An explosion of dirt rushed over the canopy, blocking his view with rich red soil. Hedgebot tumbled over his shoulder and struck the metal frame with a sickening crunch.
The Sabre skidded forward for a long time. He hit something hard, maybe a boulder, that sent the ship bouncing and spinning again. There was a loud crack as he plowed into something else—a tree?—and Elya’s helmet smashed against the side of the cockpit, darkness crowding the edge of his vision.
And then there was stillness cut only by the sound of his own ragged breathing.
The darkness receded. In its place rose a keen, gurgling nausea. Smoke filled the cockpit, making him cough. He tried to discern his surroundings. There were thin patches of blue sky visible through the soil-covered canopy, trees in the distance, and dirt piled high against the windows. He tried to open the canopy, but it was stuck.
Beep-boop, Hedgebot beeped from the floor. Elya sighed in relief. They’d made it down alive, both of them. And he’d like to keep it that way.

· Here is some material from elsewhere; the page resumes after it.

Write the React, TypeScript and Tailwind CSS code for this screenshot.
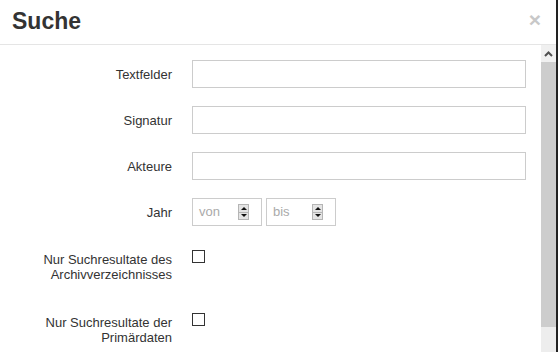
const font = { fontFamily: '"Liberation Sans", Arial, sans-serif' };

const Spinner = () => (
  <div className="flex flex-col w-[11px] h-[16px] border border-[#b5b5b5] bg-[#e4e4e4]">
    <div className="flex-1 flex items-center justify-center border-b border-[#b5b5b5]">
      <div className="w-0 h-0 border-l-[3px] border-r-[3px] border-b-[3px] border-l-transparent border-r-transparent border-b-[#111]" />
    </div>
    <div className="flex-1 flex items-center justify-center">
      <div className="w-0 h-0 border-l-[3px] border-r-[3px] border-t-[3px] border-l-transparent border-r-transparent border-t-[#111]" />
    </div>
  </div>
);

const YearInput = ({ placeholder }: { placeholder: string }) => (
  <div className="flex items-center w-[70px] h-[28px] border border-[#ccc] pl-[6px] pr-[12px]">
    <span className="flex-1 text-[13px] text-[#aaa]">{placeholder}</span>
    <Spinner />
  </div>
);

const Row = ({ label, children, tall }: { label: React.ReactNode; children: React.ReactNode; tall?: boolean }) => (
  <div className={`flex ${tall ? 'mb-[18px]' : 'mb-[18px]'}`}>
    <label className={`w-[142px] ml-[30px] mr-[20px] text-right text-[13px] leading-[15px] text-[#333] ${tall ? 'pt-[8px] pb-[7px]' : 'pt-[7px]'}`}>
      {label}
    </label>
    <div className="flex-1">{children}</div>
  </div>
);

const TextInput = () => <div className="h-[28px] border border-[#ccc] bg-white" />;

const Checkbox = () => <div className="mt-[6px] w-[13px] h-[13px] border border-[#333] bg-white" />;

export default function App() {
  return (
    <div style={font} className="w-[558px] h-[352px] overflow-hidden bg-white flex flex-col border-r-2 border-[#222]">
      <div className="h-[45px] shrink-0 flex items-center justify-between pl-[12px] pr-[15px] border-b border-[#e5e5e5]">
        <h1 className="text-[23px] font-bold text-[#333] mt-[-2px]">Suche</h1>
        <span className="text-[21px] font-bold leading-none text-[#c8c8c8] mt-[-6px]">×</span>
      </div>
      <div className="flex flex-1 min-h-0">
        <div className="flex-1 pt-[15px] pr-[15px]">
          <Row label="Textfelder">
            <TextInput />
          </Row>
          <Row label="Signatur">
            <TextInput />
          </Row>
          <Row label="Akteure">
            <TextInput />
          </Row>
          <Row label="Jahr">
            <div className="flex gap-[4px]">
              <YearInput placeholder="von" />
              <YearInput placeholder="bis" />
            </div>
          </Row>
          <Row label="Nur Suchresultate des Archivverzeichnisses" tall>
            <Checkbox />
          </Row>
          <Row label="Nur Suchresultate der Primärdaten" tall>
            <Checkbox />
          </Row>
        </div>
        <div className="w-[15px] flex flex-col bg-[#ededed]">
          <div className="h-[17px] flex items-center justify-center bg-[#f0f0f0]">
            <svg width="9" height="6" viewBox="0 0 9 6">
              <path d="M1 5 L4.5 1.5 L8 5" fill="none" stroke="#505050" strokeWidth="2" />
            </svg>
          </div>
          <div className="h-[265px] bg-[#cdcdcd]" />
        </div>
      </div>
    </div>
  );
}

A panel of safety glass at his right protected a standard-issue SB-44 Imperial Blaster and a multi-use hatchet combo tool. Somehow it hadn’t been broken in the crash. He flipped open the protective lid and pressed a button that caused spiderweb cracks to shoot through the glass. Cracks were then pumped full of a clear liquid which, in turn, dissolved the glass into a pile of sand.
Elya swept the silicate grains aside with a shaking, gloved hand. He removed the hatchet, spun it around, and used the handle to pry the canopy loo
se until he’d formed a crack big enough for Hedgebot to pass through.
Hedgebot slipped out and limped crookedly away from the Sabre, pulsing yellow-orange. Elya gave it a moment to do its thing while he tried to calm himself. Hedgebot was measuring the atmospheric pressure and gravity, checking the air for toxic elements, and reporting the results back to Elya’s tab. He didn’t know where his tab was, though. A lot of good that did. He rooted around until he located it under his seat.
The tab was dead, its screen cracked. He dropped it back to the floor.
Hedgebot glowed blue, indicating that their surroundings were safe, at least for the moment. Elya felt his whole body sag in relief. He wouldn’t be able to see the specific results of the bot’s measurements, but he’d long ago come to trust his little hedgehog-shaped companion. The blue light was good enough for him.
Elya used the hatchet’s butt to pry open the crack in the lid of the starfighter, releasing the rest of the canopy. Its powered hinges finally activated and did some of the lifting for him. Then, holding the blaster in one hand and the combo tool in the other, he stuck his own helmeted head through the opening.
Elya’s starfighter seemed to be alone in a clearing, or rather, buried in the treeline at the edge of it. There was some screaming and yelling in the distance, but it wasn’t close enough to locate its source. He pulled his head back inside. There was one more thing he needed to do first.
The Kryl drones which must have followed him to the moon’s surface and bombed the spaceport would continue their search, eventually finding his Sabre and coming for it. Standard operating procedure was clear. Elya’s task now was to scuttle the Sabre so that the enemy couldn’t use it, either for its weapons or any intelligence they could glean from it.